Exercise description
From the listing below, copy every line with the word "components".

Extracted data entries
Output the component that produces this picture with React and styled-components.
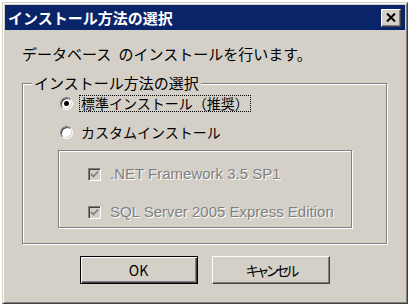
import React from 'react';
import styled, { createGlobalStyle } from 'styled-components';

const GlobalStyle = createGlobalStyle`
  html, body { margin: 0; padding: 0; background: #fff; }
  body { font-family: "Noto Sans CJK JP", "Noto Sans", sans-serif; color: #000; }
`;

const Window = styled.div`
  box-sizing: border-box;
  margin: 2px 0 0 2px;
  width: 406px;
  height: 302px;
  background: #d4d0c8;
  border: 1px solid;
  border-color: #d4d0c8 #404040 #404040 #d4d0c8;
  box-shadow: inset 1px 1px 0 #fff, inset -1px -1px 0 #808080;
  padding: 2px;
  display: flex;
  flex-direction: column;
`;

const TitleBar = styled.div`
  height: 25px;
  background: #0a246a;
  display: flex;
  align-items: center;
  justify-content: space-between;
  padding: 0 4px 0 3px;
`;

const Title = styled.span`
  color: #fff;
  font-weight: bold;
  font-size: 15px;
  line-height: 1;
`;

const CloseButton = styled.div`
  box-sizing: border-box;
  width: 20px;
  height: 18px;
  background: #d4d0c8;
  border: 1px solid;
  border-color: #fff #404040 #404040 #fff;
  box-shadow: inset -1px -1px 0 #808080;
  display: flex;
  align-items: center;
  justify-content: center;
`;

const Body = styled.div`
  display: flex;
  flex-direction: column;
  padding: 0 18px 0 17px;
`;

const Intro = styled.div`
  margin-top: 15px;
  font-size: 15px;
  line-height: 18px;
  word-spacing: 4px;
`;

const GroupBox = styled.fieldset`
  margin: 11px 0 0 0;
  padding: 0 0 15px 0;
  border: 1px solid #808080;
  box-shadow: inset 1px 1px 0 #fff, 1px 1px 0 #fff;
  min-width: 0;
`;

const Legend = styled.legend`
  margin-left: 9px;
  padding: 0 2px;
  font-size: 15px;
  line-height: 18px;
  background: #d4d0c8;
`;

const RadioRow = styled.div`
  display: flex;
  align-items: center;
  height: 20px;
  padding-left: 37px;
  margin-top: ${p => p.$first ? '1px' : '9px'};
`;

const RadioCircle = styled.span`
  box-sizing: border-box;
  width: 13px;
  height: 13px;
  border-radius: 50%;
  background: #fff;
  border: 1px solid;
  border-color: #808080 #fff #fff #808080;
  box-shadow: inset 1px 1px 0 #404040, inset -1px -1px 0 #d4d0c8;
  display: flex;
  align-items: center;
  justify-content: center;
  &::after {
    content: '';
    width: 5px;
    height: 5px;
    border-radius: 50%;
    background: ${p => p.$checked ? '#000' : 'transparent'};
  }
`;

const RadioLabel = styled.span`
  margin-left: 6px;
  padding: 0 1px;
  font-size: 14px;
  line-height: 15px;
  border: 1px dotted ${p => p.$focused ? '#000' : 'transparent'};
`;

const OptionBox = styled.div`
  margin: 8px 34px 0 35px;
  border: 1px solid #808080;
  box-shadow: inset 1px 1px 0 #fff, 1px 1px 0 #fff;
  padding: 13px 0 5px 29px;
  display: flex;
  flex-direction: column;
  gap: 18px;
`;

const CheckRow = styled.div`
  display: flex;
  align-items: center;
  height: 20px;
`;

const CheckSquare = styled.span`
  box-sizing: border-box;
  width: 13px;
  height: 13px;
  background: #d4d0c8;
  border: 1px solid;
  border-color: #808080 #fff #fff #808080;
  box-shadow: inset 1px 1px 0 #404040, inset -1px -1px 0 #d4d0c8;
  display: flex;
  align-items: center;
  justify-content: center;
`;

const DisabledText = styled.span`
  margin-left: 9px;
  font-family: "Liberation Sans", Arial, sans-serif;
  font-size: 15px;
  line-height: 18px;
  color: #808080;
  text-shadow: 1px 1px 0 #fff;
`;

const ButtonRow = styled.div`
  display: flex;
  justify-content: center;
  gap: 14px;
  margin-top: 12px;
`;

const Button = styled.div`
  box-sizing: border-box;
  width: 118px;
  height: 28px;
  background: #d4d0c8;
  display: flex;
  align-items: center;
  justify-content: center;
  font-size: 14px;
  border: 1px solid;
  border-color: ${p => p.$default ? '#000' : '#fff #404040 #404040 #fff'};
  box-shadow: ${p => p.$default
    ? 'inset 1px 1px 0 #fff, inset -1px -1px 0 #404040, inset -2px -2px 0 #808080'
    : 'inset -1px -1px 0 #808080'};
  letter-spacing: ${p => p.$tight ? '-4px' : '0'};
`;

const Check = () => (
  <svg width="9" height="9" viewBox="0 0 9 9">
    <path d="M1 4 L3.5 6.5 L8 1.5" fill="none" stroke="#808080" strokeWidth="1.8" />
  </svg>
);

const Cross = () => (
  <svg width="10" height="9" viewBox="0 0 10 9">
    <path d="M1 0.5 L9 8.5 M9 0.5 L1 8.5" stroke="#000" strokeWidth="2" />
  </svg>
);

export default function App() {
  return (
    <>
      <GlobalStyle />
      <Window>
        <TitleBar>
          <Title>インストール方法の選択</Title>
          <CloseButton><Cross /></CloseButton>
        </TitleBar>
        <Body>
          <Intro>データベース のインストールを行います。</Intro>
          <GroupBox>
            <Legend>インストール方法の選択</Legend>
            <RadioRow $first>
              <RadioCircle $checked />
              <RadioLabel $focused>標準インストール（推奨）</RadioLabel>
            </RadioRow>
            <RadioRow>
              <RadioCircle />
              <RadioLabel>カスタムインストール</RadioLabel>
            </RadioRow>
            <OptionBox>
              <CheckRow>
                <CheckSquare><Check /></CheckSquare>
                <DisabledText>.NET Framework 3.5 SP1</DisabledText>
              </CheckRow>
              <CheckRow>
                <CheckSquare><Check /></CheckSquare>
                <DisabledText>SQL Server 2005 Express Edition</DisabledText>
              </CheckRow>
            </OptionBox>
          </GroupBox>
          <ButtonRow>
            <Button $default>OK</Button>
            <Button $tight>キャンセル</Button>
          </ButtonRow>
        </Body>
      </Window>
    </>
  );
}
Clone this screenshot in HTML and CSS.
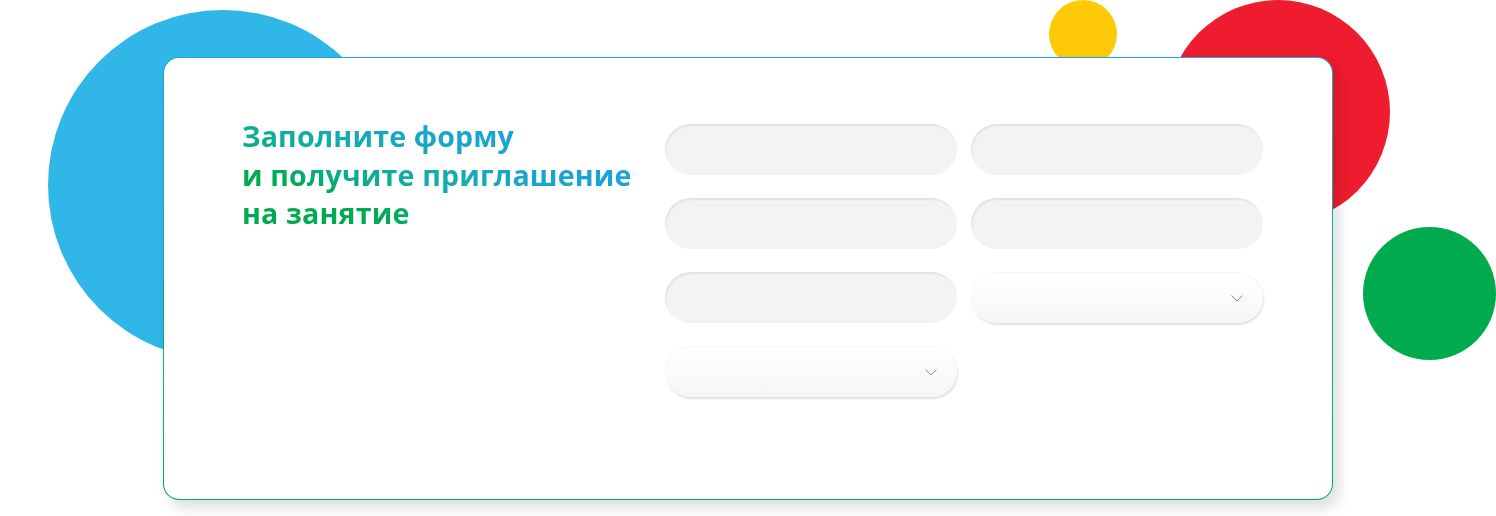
FILE: index.html
```html
<!DOCTYPE html>
<html lang="ru">
<head>
<meta charset="utf-8">
<title>Форма</title>
<link rel="stylesheet" href="styles.css">
</head>
<body>
<div class="stage">
  <span class="dot dot-blue"></span>
  <span class="dot dot-yellow"></span>
  <span class="dot dot-red"></span>
  <span class="dot dot-green"></span>
  <section class="card">
    <h2 class="title">Заполните форму<br>и получите приглашение<br>на занятие</h2>
    <form class="form">
      <div class="field"></div>
      <div class="field"></div>
      <div class="field"></div>
      <div class="field"></div>
      <div class="field"></div>
      <div class="select"><svg class="chev" width="12" height="7" viewBox="0 0 12 7"><path d="M0.5 0.5 L6 6 L11.5 0.5" fill="none" stroke="#8a8a8a" stroke-width="1"/></svg></div>
      <div class="select"><svg class="chev" width="12" height="7" viewBox="0 0 12 7"><path d="M0.5 0.5 L6 6 L11.5 0.5" fill="none" stroke="#8a8a8a" stroke-width="1"/></svg></div>
    </form>
  </section>
</div>
</body>
</html>
```
FILE: styles.css
```css
* { box-sizing: border-box; }
html, body { margin: 0; padding: 0; background: #fff; }
.stage {
  position: relative;
  width: 1496px;
  height: 516px;
  overflow: hidden;
  padding: 57px 0 0 163px;
}
.dot { position: absolute; border-radius: 50%; display: block; }
.dot-blue { left: 48px; top: 10px; width: 350px; height: 350px; background: #31b6e8; }
.dot-yellow { left: 1049px; top: 0px; width: 68px; height: 68px; background: #ffc907; }
.dot-red { left: 1166px; top: 0px; width: 224px; height: 224px; background: #ee1c2e; }
.dot-green { left: 1363px; top: 227px; width: 133px; height: 133px; background: #00ab4e; }
.card {
  position: relative;
  width: 1170px;
  height: 443px;
  border: 1px solid transparent;
  border-radius: 16px;
  background:
    linear-gradient(#fff, #fff) padding-box,
    linear-gradient(to bottom, #1aa8dc 0%, #00b050 100%) border-box;
  box-shadow: 6px 8px 14px rgba(0,0,0,0.13);
  display: flex;
  padding: 59px 0 0 78px;
}
.title {
  margin: 0;
  width: 390px;
  height: 116px;
  font-family: "Open Sans", "Noto Sans", sans-serif;
  font-weight: 700;
  font-size: 28.6px;
  line-height: 38.5px;
  letter-spacing: 0.15px;
  white-space: nowrap;
  background: linear-gradient(20deg, #00aa4e 0%, #00aa52 26%, #0bae8c 37%, #13acae 50%, #1aa4d2 68%, #1a9fd9 100%);
  -webkit-background-clip: text;
  background-clip: text;
  color: transparent;
  align-self: flex-start;
  flex: none;
  margin-right: 33px;
}
.form {
  display: grid;
  grid-template-columns: 292px 292px;
  grid-auto-rows: 51px;
  column-gap: 14px;
  row-gap: 23px;
  margin-top: 7px;
}
.field {
  border-radius: 26px;
  background: #f3f3f3;
  box-shadow: inset 1px 2px 2px rgba(0,0,0,0.07);
}
.select {
  position: relative;
  border-radius: 26px;
  background: linear-gradient(to bottom, #ffffff 0%, #f6f6f6 100%);
  box-shadow: inset 0 1px 1px rgba(0,0,0,0.04), 1px 2px 2px rgba(0,0,0,0.12);
  display: flex;
  align-items: center;
  justify-content: flex-end;
  padding-right: 20px;
}
.chev { display: block; margin-top: 2px; }
```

Task response
Output the component that produces this picture with React and styled-components.
import styled, { createGlobalStyle } from 'styled-components';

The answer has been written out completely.